Читать «Друг Кафки» онлайн - страница 2

Исаак Башевис Зингер

Все это была игра. Он родился в семье хасидов в маленьком польском городке, и звали его не Жак, а Янкель. Однако он действительно много лет прожил в Праге, Вене, Берлине, Париже. Не всегда он служил актером еврейского театра, выступая на сценах Франции и Германии, но со многими знаменитостями действительно состоял в дружеских отношениях. Шагалу он помог найти студию в Бельвиле. Часто ходил в гости к Исраэлю Зангвилу. Появлялся в постановках Рейнхардта. И ел за одним столом с Пискатором. Он показывал мне письма, которые ему писал не только Кафка, но и Якоб Вассерман, Стефан Цвейг, Ромен Роллан, Илья Эренбург и Мартин Бубер. Все они называли его просто по имени. Когда мы познакомились поближе, он позволил мне взглянуть на фотографии и письма знаменитых актрис, которые были его любовницами.

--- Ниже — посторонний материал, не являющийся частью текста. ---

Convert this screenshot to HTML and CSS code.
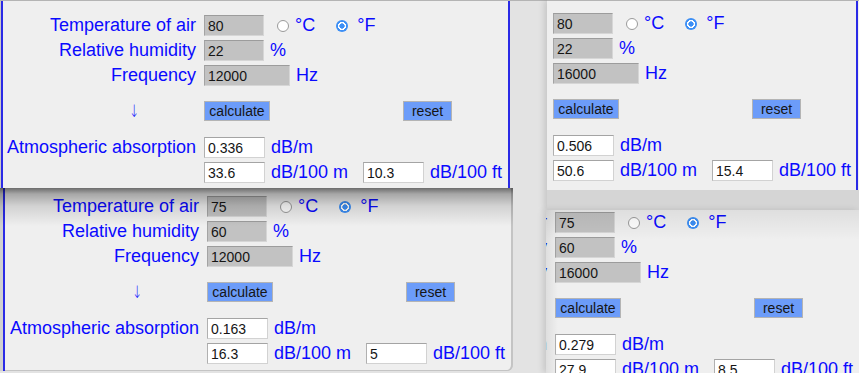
FILE: index.html
```html
<!DOCTYPE html>
<html lang="en">
	<head>
		<meta charset="UTF-8">
		<title>Atmospheric absorption</title>
		<link rel="stylesheet" href="styles.css">
	</head>
	<body>
		<div class="desk">
			<div class="shot shot-a">
				<form class="form">
					<div class="row">
						<span class="label">Temperature of air</span>
						<input class="field" value="80">
						<input class="radio" type="radio" name="ua">
						<span class="unit deg">°C</span>
						<input class="radio radio-f" type="radio" name="ua" checked>
						<span class="unit deg-f">°F</span>
					</div>
					<div class="row">
						<span class="label">Relative humidity</span>
						<input class="field" value="22">
						<span class="unit">%</span>
					</div>
					<div class="row">
						<span class="label">Frequency</span>
						<input class="field field-wide" value="12000">
						<span class="unit">Hz</span>
					</div>
					<div class="row row-buttons">
						<span class="arrow">↓</span>
						<button type="button" class="btn btn-calc">calculate</button>
						<button type="button" class="btn btn-reset">reset</button>
					</div>
					<div class="row">
						<span class="label">Atmospheric absorption</span>
						<input class="field out" value="0.336">
						<span class="unit">dB/m</span>
					</div>
					<div class="row">
						<span class="label"></span>
						<input class="field out" value="33.6">
						<span class="unit">dB/100 m</span>
						<input class="field out out-ft" value="10.3">
						<span class="unit">dB/100 ft</span>
					</div>
				</form>
			</div>

			<div class="shot shot-b">
				<form class="form">
					<div class="row">
						<span class="label">Temperature of air</span>
						<input class="field" value="75">
						<input class="radio" type="radio" name="ub">
						<span class="unit deg">°C</span>
						<input class="radio radio-f" type="radio" name="ub" checked>
						<span class="unit deg-f">°F</span>
					</div>
					<div class="row">
						<span class="label">Relative humidity</span>
						<input class="field" value="60">
						<span class="unit">%</span>
					</div>
					<div class="row">
						<span class="label">Frequency</span>
						<input class="field field-wide" value="12000">
						<span class="unit">Hz</span>
					</div>
					<div class="row row-buttons">
						<span class="arrow">↓</span>
						<button type="button" class="btn btn-calc">calculate</button>
						<button type="button" class="btn btn-reset">reset</button>
					</div>
					<div class="row">
						<span class="label">Atmospheric absorption</span>
						<input class="field out" value="0.163">
						<span class="unit">dB/m</span>
					</div>
					<div class="row">
						<span class="label"></span>
						<input class="field out" value="16.3">
						<span class="unit">dB/100 m</span>
						<input class="field out out-ft" value="5">
						<span class="unit">dB/100 ft</span>
					</div>
				</form>
			</div>

			<div class="shot shot-c">
				<form class="form">
					<div class="row">
						<span class="label">Temperature of air</span>
						<input class="field" value="80">
						<input class="radio" type="radio" name="uc">
						<span class="unit deg">°C</span>
						<input class="radio radio-f" type="radio" name="uc" checked>
						<span class="unit deg-f">°F</span>
					</div>
					<div class="row">
						<span class="label">Relative humidity</span>
						<input class="field" value="22">
						<span class="unit">%</span>
					</div>
					<div class="row">
						<span class="label">Frequency</span>
						<input class="field field-wide" value="16000">
						<span class="unit">Hz</span>
					</div>
					<div class="row row-buttons">
						<span class="arrow">↓</span>
						<button type="button" class="btn btn-calc">calculate</button>
						<button type="button" class="btn btn-reset">reset</button>
					</div>
					<div class="row">
						<span class="label">Atmospheric absorption</span>
						<input class="field out" value="0.506">
						<span class="unit">dB/m</span>
					</div>
					<div class="row">
						<span class="label"></span>
						<input class="field out" value="50.6">
						<span class="unit">dB/100 m</span>
						<input class="field out out-ft" value="15.4">
						<span class="unit">dB/100 ft</span>
					</div>
				</form>
			</div>

			<div class="shot shot-d">
				<form class="form">
					<div class="row">
						<span class="label">Temperature of air</span>
						<input class="field" value="75">
						<input class="radio" type="radio" name="ud">
						<span class="unit deg">°C</span>
						<input class="radio radio-f" type="radio" name="ud" checked>
						<span class="unit deg-f">°F</span>
					</div>
					<div class="row">
						<span class="label">Relative humidity</span>
						<input class="field" value="60">
						<span class="unit">%</span>
					</div>
					<div class="row">
						<span class="label">Frequency</span>
						<input class="field field-wide" value="16000">
						<span class="unit">Hz</span>
					</div>
					<div class="row row-buttons">
						<span class="arrow">↓</span>
						<button type="button" class="btn btn-calc">calculate</button>
						<button type="button" class="btn btn-reset">reset</button>
					</div>
					<div class="row">
						<span class="label">Atmospheric absorption</span>
						<input class="field out" value="0.279">
						<span class="unit">dB/m</span>
					</div>
					<div class="row">
						<span class="label"></span>
						<input class="field out" value="27.9">
						<span class="unit">dB/100 m</span>
						<input class="field out out-ft" value="8.5">
						<span class="unit">dB/100 ft</span>
					</div>
				</form>
			</div>
		</div>
	</body>
</html>
```

FILE: styles.css
```css
*, *::before, *::after {
	box-sizing: border-box;
}

html, body {
	margin: 0;
	padding: 0;
}

body {
	font-family: "Liberation Sans", Arial, sans-serif;
	background: #e3e3e3;
}

.desk {
	position: relative;
	width: 859px;
	height: 373px;
	overflow: hidden;
	background: #e3e3e3;
	box-shadow: inset 0 1px #b4b4b4;
}

/* each shot is one cropped screenshot of the same form */
.shot {
	position: absolute;
	overflow: hidden;
	background: #efefef;
}

.shot-a {
	left: 0;
	top: 0;
	width: 510px;
	height: 188px;
	box-shadow: inset 0 1px #b4b4b4, inset 1px 0 #c8c8c8, inset 3px 0 #2a2ae6, inset -2px 0 #2a2ae6;
}

.shot-b {
	left: 0;
	top: 188px;
	width: 513px;
	height: 183px;
	border-radius: 0 0 6px 0;
	box-shadow: inset 3px 0 #d0d0d0, inset 5px 0 #2a2ae6, inset -2px 0 #c4c4c4, inset 0 -1px #c4c4c4;
}

.shot-b::after {
	content: "";
	position: absolute;
	left: 0;
	right: 0;
	top: 0;
	height: 40px;
	background: linear-gradient(rgba(0, 0, 0, .55), rgba(0, 0, 0, .3) 6px, rgba(0, 0, 0, .12) 18px, rgba(0, 0, 0, 0) 38px);
}

.shot-c {
	left: 547px;
	top: 0;
	width: 312px;
	height: 210px;
	border-bottom: 20px solid #d5d5d5;
	box-shadow: inset 0 1px #b4b4b4, inset -1px 0 #efefef, inset -3px 0 #2a2ae6, -3px 0 6px rgba(0, 0, 0, .12);
}

.shot-d {
	left: 546px;
	top: 210px;
	width: 313px;
	height: 163px;
	box-shadow: -3px 0 6px rgba(0, 0, 0, .12);
}

.shot-d::after {
	content: "";
	position: absolute;
	left: 0;
	right: 0;
	top: 0;
	bottom: 0;
	background: linear-gradient(rgba(0, 0, 0, .07), rgba(0, 0, 0, 0) 30px),
		linear-gradient(90deg, rgba(0, 0, 0, .07), rgba(0, 0, 0, 0) 12px);
}

.form {
	width: 510px;
	margin: 0;
	padding-top: 15px;
}

.shot-b .form {
	margin: -7px 0 0 3px;
}

.shot-c .form {
	margin: -2px 0 0 -198px;
}

.shot-d .form {
	margin: -13px 0 0 -195px;
}

.row {
	display: flex;
	align-items: center;
	height: 21px;
	margin-bottom: 4px;
}

.row-buttons {
	height: 20px;
	margin-top: 15px;
	margin-bottom: 16px;
}

.label {
	flex: none;
	width: 204px;
	padding-right: 8px;
	text-align: right;
	color: #0a0aff;
	font-size: 18px;
	white-space: nowrap;
}

.unit {
	margin-left: 6px;
	color: #0a0aff;
	font-size: 18px;
	white-space: nowrap;
}

.unit.deg {
	margin-left: 6px;
}

.unit.deg-f {
	margin-left: 9px;
}

.field {
	flex: none;
	width: 60px;
	height: 21px;
	margin: 0;
	padding: 0 3px;
	border: 1px solid;
	border-color: #9c9c9c #d6d6d6 #d6d6d6 #a4a4a4;
	background: #c2c2c2;
	color: #151515;
	font-family: "Liberation Sans", Arial, sans-serif;
	font-size: 14px;
	outline: none;
}

.field-wide {
	width: 86px;
}

.field.out {
	width: 61px;
	background: #fff;
	border-color: #a4a4a4 #d2d2d2 #d2d2d2 #b0b0b0;
}

.field.out-ft {
	margin-left: 15px;
}

.radio {
	appearance: none;
	flex: none;
	width: 12px;
	height: 12px;
	margin: 0 0 0 13px;
	border: 1px solid #9a9a9a;
	border-radius: 50%;
	background: #fff;
}

.radio-f {
	margin-left: 21px;
}

.radio:checked {
	border: 0;
	background: radial-gradient(circle, #3d8ff5 0 2.4px, #fff 2.9px 3.8px, #3d8ff5 4.3px);
}

.arrow {
	flex: none;
	width: 204px;
	padding-left: 64px;
	text-align: center;
	color: #0a0aff;
	font-family: "DejaVu Sans", sans-serif;
	font-size: 17px;
	font-weight: 200;
	line-height: 20px;
	transform: scaleX(.7);
	transform-origin: 134px 50%;
}

.btn {
	flex: none;
	height: 20px;
	padding: 0;
	border: 1px solid #b4b4b4;
	background: #6c9cf9;
	color: #151515;
	font-family: "Liberation Sans", Arial, sans-serif;
	font-size: 14px;
}

.btn-calc {
	width: 66px;
}

.btn-reset {
	width: 49px;
	margin-left: 133px;
}
```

Для меня одолжить Жаку Кохну злотый означало войти в мир Западной Европы. Даже то, как он держал свою тросточку с серебряным набалдашником, казалось мне необыкновенным. Он и сигареты-то курил не по-варшавски. В те редкие минуты, когда он ругал меня, он умудрялся не задеть мою гордость, вовремя произнеся немудреный комплимент. Но больше всего мне нравилось его обхождение с дамами. Я очень робел в присутствии девушек, краснел и смущался, зато Жак Кохн был самоуверен, как граф. Он всегда находил, что сказать даже самой некрасивой женщине. Льстя им, он принимал добродушно– иронический тон пресыщенного гедониста, испробовавшего все на свете.

Со мной он был откровенен.

– Мой юный друг, я, в сущности, страдаю импотенцией. Она всегда начинается, стоит только пожелать чего-то этакого. Голодному ведь не нужны ни марципаны, ни икра. Я уже достиг той стадии, когда ни одна женщина не может быть для меня по-настоящему прекрасна. Мне лезут в глаза все недостатки. Это импотенция. Платья и корсеты ничего не скрывают. Косметика и духи больше не вводят в заблуждение. У меня не осталось ни одного собственного зуба, но и у женщины, едва она открывает рот, мне ничего не стоит подсчитать потери. Кстати, та же проблема была у Кафки с литературой. Он видел все недостатки – и свои, и чужие. В основном книги пишут плебеи типа Золя и Д'Аннунцио. В театре я тоже все видел и понимал, как Кафка в литературе, и это нас сблизило. Кстати, довольно смешно, но, когда доходило до театра, Кафка будто слепнул. Он до небес возносил дешевые еврейские пьески. И даже без памяти влюбился в плохонькую актрису мадам Тшиссик. Как только подумаю, что Кафка любил ее и мечтал о ней, мне становится стыдно за мужской пол со всеми его иллюзиями. Что ж, бессмертие нельзя заказать, как нельзя от него отказаться. Все, кто вступает в отношения с великим человеком, отправляются вместе с ним в бессмертие, часто не желая этого.

По-моему, это вы как-то спросили, откуда я беру силы длить мою жизнь? Или мне померещилось? Откуда я беру силы сносить нищету, болезни и, что хуже всего, безнадежность? Это умный вопрос, мой юный друг, и я тоже задавал его, когда в первый раз читал Книгу Иова. Зачем Иов жил и мучился? Неужели чтобы плодить дочерей и покупать ослов и верблюдов? Нет. Вот вам мой ответ. Ему нравилась игра. Мы все играем с судьбой в шахматы. Противник делает ход. Мы делаем ход. Он пытается обыграть нас в три хода. Мы изо всех сил стараемся ему помешать. Мы знаем, что победа останется за ним, но почему бы не побороться? У меня упрямый соперник. Он всеми способами старается положить Жака Кохна на лопатки. Сейчас зима. Холодно даже когда печка в порядке, а моя печка уже давно не в порядке, и домовладелец отказывается ее чинить. К тому же у меня нет денег на уголь, поэтому в комнате холодно, как на улице. Если вам не приходилось жить в мансарде, тогда вы не знаете, что такое ветер. Рамы громыхают даже летом. А иногда еще какой-нибудь кот садится на крыше возле моего окна и начинает орать, как рожающая женщина. Я мерзну под своими одеялами, а мой ангел воет вместе с котом, который, вполне возможно, всего-навсего голоден. Мне бы надо его накормить, чтобы он замолчал, или прогнать его, а я, боясь закоченеть, еще плотнее закутываюсь в свои тряпки и даже заворачиваюсь в старые газеты, которые распахиваются от малейшего движения.